Yaitu masyarakat yang berstatus kelas menengah ke atas yang jelas memiliki kemampuan dan daya beli barang mewah seperti mobil yang akan mendapatkan keringanan PPN-BN.

 

Namun demikian saat ini penerimaan pajak dianggap anjlok pada Maret 2024. Dikutip dari CNBC Indonesia, sejumlah setoran pajak beberapa sektor industri turun drastis seperti industri manufaktur hingga industri pertambangan.

 

Menteri Keuangan Sri Mulyani Indrawati mengatakan, turunnya setoran pajak beberapa industri ini menggambarkan kondisi perekonomian domestik yang terdampak tekanan ekonomi global. Penyebabnya, kata Sri Mulyani ialah penurunan harga komoditas dan peningkatan restitusi pajak terutama di subsektor industri sawit dan logam dasar.

 

Sistem Ekonomi Kapitalis tidak Mensejahterakan Rakyat

 

Sistem ekonomi ala kapitalis sebenarnya tidak bisa mensejahterakan rakyat. Dari berbagai macam kebijakan, rakyatlah yang menjadi incaran pengeluaran kapital (keuangan). Terutama pajak yang menjadi salah satu “napas” dari sistem yang berstandar kapital ini. Pajak adalah pemasukan utama negara.
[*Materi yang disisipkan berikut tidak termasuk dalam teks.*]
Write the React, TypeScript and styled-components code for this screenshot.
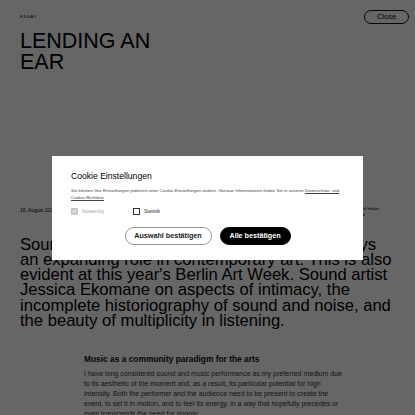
import React from "react";
import styled, { createGlobalStyle } from "styled-components";

const Global = createGlobalStyle`
  html, body { margin: 0; padding: 0; background: #fff; }
  body { font-family: "Liberation Sans", Arial, sans-serif; color: #000; overflow: hidden; }
  * { box-sizing: border-box; }
`;

const Page = styled.div`
  width: 415px;
  height: 415px;
  overflow: hidden;
  padding: 9px 6px 0 20px;
`;

const TopRow = styled.div`
  display: flex;
  justify-content: space-between;
  align-items: flex-start;
`;

const Kicker = styled.div`
  font-size: 4.4px;
  letter-spacing: 0.12em;
  margin-top: 5px;
`;

const CloseButton = styled.button`
  font-family: inherit;
  font-size: 7.5px;
  height: 14px;
  width: 45px;
  border: 1px solid #111;
  border-radius: 7px;
  background: transparent;
  color: #000;
  padding: 0;
  margin-top: 0.5px;
`;

const Headline = styled.h1`
  margin: 7px 0 0;
  font-size: 21.5px;
  line-height: 21px;
  font-weight: 400;
`;

const MetaRow = styled.div`
  display: grid;
  grid-template-columns: 1fr 52px;
  margin-top: 134px;
  font-size: 5px;
  line-height: 6px;
`;

const Credits = styled.div`
  font-size: 4.4px;
  line-height: 6px;
  margin-top: -1px;
  white-space: nowrap;
  margin-left: -10px;
`;

const Lead = styled.p`
  margin: 19px 0 0;
  font-size: 16.6px;
  line-height: 15.3px;
  white-space: nowrap;
`;

const Article = styled.div`
  margin: 26px 0 0 64px;
  width: 260px;
`;

const SubHead = styled.h2`
  margin: 0;
  font-size: 8.4px;
  font-weight: 700;
  line-height: 10px;
  color: #111;
`;

const Body = styled.p`
  margin: 5px 0 0;
  font-size: 7px;
  line-height: 10px;
  color: #333;
`;

const Overlay = styled.div`
  position: fixed;
  inset: 0;
  background: rgba(0, 0, 0, 0.6);
  display: flex;
  align-items: center;
  justify-content: center;
`;

const Modal = styled.div`
  width: 311px;
  height: 104px;
  background: #fff;
  padding: 15px 19px 0 19px;
  display: flex;
  flex-direction: column;
`;

const ModalTitle = styled.div`
  font-size: 8.6px;
  line-height: 11px;
  color: #000;
`;

const ModalText = styled.div`
  margin-top: 5px;
  font-size: 4.4px;
  line-height: 7px;
  color: #444;
  a { color: #444; text-decoration: underline; }
`;

const Options = styled.div`
  display: flex;
  align-items: center;
  margin-top: 7px;
`;

const Option = styled.label<{ $width: number; $muted?: boolean }>`
  display: flex;
  align-items: center;
  gap: 4px;
  width: ${(p) => p.$width}px;
  font-size: 4.6px;
  color: ${(p) => (p.$muted ? "#aaa" : "#333")};
`;

const Box = styled.span<{ $checked?: boolean }>`
  width: 7px;
  height: 7px;
  display: inline-flex;
  align-items: center;
  justify-content: center;
  border: 1px solid ${(p) => (p.$checked ? "#c8c8c8" : "#333")};
  background: ${(p) => (p.$checked ? "#c8c8c8" : "#fff")};
`;

const Buttons = styled.div`
  display: flex;
  justify-content: center;
  gap: 8px;
  margin-top: 12px;
`;

const PillButton = styled.button<{ $dark?: boolean }>`
  font-family: inherit;
  font-size: 7.2px;
  font-weight: 700;
  height: 18px;
  padding: 0;
  width: ${(p) => (p.$dark ? 71 : 87)}px;
  border-radius: 9px;
  border: 1px solid ${(p) => (p.$dark ? "#000" : "#999")};
  background: ${(p) => (p.$dark ? "#000" : "#fff")};
  color: ${(p) => (p.$dark ? "#fff" : "#222")};
`;

export default function App() {
  return (
    <>
      <Global />
      <Page>
        <TopRow>
          <Kicker>ESSAY</Kicker>
          <CloseButton>Close</CloseButton>
        </TopRow>
        <Headline>
          LENDING AN
          <br />
          EAR
        </Headline>
        <MetaRow>
          <div>16. August 2024</div>
          <Credits>
            Images of Halim
            <br />
            El-Sayed
          </Credits>
        </MetaRow>
        <Lead>
          Sound as a medium in its many forms now plays
          <br />
          an expanding role in contemporary art. This is also
          <br />
          evident at this year's Berlin Art Week. Sound artist
          <br />
          Jessica Ekomane on aspects of intimacy, the
          <br />
          incomplete historiography of sound and noise, and
          <br />
          the beauty of multiplicity in listening.
        </Lead>
        <Article>
          <SubHead>Music as a community paradigm for the arts</SubHead>
          <Body>
            I have long considered sound and music performance as my preferred medium due to its
            aesthetic of the moment and, as a result, its particular potential for high intensity.
            Both the performer and the audience need to be present to create the event, to set it
            in motion, and to feel its energy, in a way that hopefully precedes or even transcends
            the need for ‹logos›.
          </Body>
        </Article>
      </Page>
      <Overlay>
        <Modal>
          <ModalTitle>Cookie Einstellungen</ModalTitle>
          <ModalText>
            Sie können Ihre Einstellungen jederzeit unter Cookie-Einstellungen ändern. Genaue
            Informationen finden Sie in unserer <a>Datenschutz- und Cookie-Richtlinie</a>.
          </ModalText>
          <Options>
            <Option $width={62} $muted>
              <Box $checked>
                <svg width="6" height="6" viewBox="0 0 10 10">
                  <path d="M1.5 5.2 L4 7.6 L8.6 2.4" stroke="#fff" strokeWidth="1.6" fill="none" />
                </svg>
              </Box>
              Notwendig
            </Option>
            <Option $width={60}>
              <Box />
              Statistik
            </Option>
          </Options>
          <Buttons>
            <PillButton>Auswahl bestätigen</PillButton>
            <PillButton $dark>Alle bestätigen</PillButton>
          </Buttons>
        </Modal>
      </Overlay>
    </>
  );
}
Sayangnya, pemungutan pajak diberlakukan dengan tebang pilih dan lebih menguntungkan pihak-pihak pengusaha.

 

Meski di dalam pelaksanaannya dilakukan dengan slogan-slogan yang “manis” untuk mengelabuhi rakyat, namun pada dasarnya rakyat “dipaksa” untuk taat pajak.

 

Lebih miris, berkurangnya target pemasukan pajak memicu negara mengeluarkan berbagai kebijakan yang membantu para pengusaha. Seperti tax amnesty dan insentif lainnya. Pun, negara bisa mengubah aturan terkait pajak tanpa dianggap melanggar aturan negara.

 

Pajak dalam Sistem Islam

 

Dalam pelaksanaan sistem ekonomi, negara memiliki berbagai macam sumber pemasukan, sehingga Daulah Islam adalah negara yang kaya. Islam melarang adanya pajak kecuali pada kondisi tertentu ketika ada kebutuhan rakyat yang mendesak dan kondisi Baitul maal kosong.

 

Sumber pemasukan Baitul mal adalah fai’, ghanimah, anfal, kharaj, jizyah dan pemasukan dari hak milik umum dengan berbagai macam bentuknya, pemasukan dari hak milik negara, usyur, khumus, rikaz, tambang, serta harta zakat. Sumber-sumber ini berada dalam pos-pos dan disalurkan kepada rakyat sesuai aturan syara‘.

 

Negara tidak boleh mengambil harta kaum muslim maupun non muslim selain harta yang telah difardukan oleh Allah sebagai pajak, secara mutlak. Sebab tidak ada kebolehan mengambil harta rakyat sedikitpun, selain cara yang haq dan telah ditentukan oleh dalil-dalil syara’ secara rinci.

 

Khatimah

 

Kondisi perpajakan dalam sistem sekular-liberal saat ini jelas bukan berpihak pada rakyat, akan tetapi berpihak pada para pengusaha dan konglomerat. Terbukti, rakyat yang semakin hari semakin dituntut untuk membayar pajak dan juga memenuhi kebutuhan pangan, sandang maupun papan dengan harga yang tinggi dikarenakan pajak yang dikenakan pada barang-barang tersebut.

 

Ini bertentangan dengan sistem Islam yang segala urusan perekonomian berdasar pada kesejahteraan warga negara. Tentunya, ini semua tidak akan bisa diterapkan dalam negara yang menganut sistem sekular-liberal. Dan sudah seharusnya kaum muslim melek mata untuk sebuah perubahan mendasar, yaitu kembali pada sistem Islam yang benar-benar akan mensejahterakan masyarakat secara keseluruhan.Waallahualam bissawab. [LM/ry].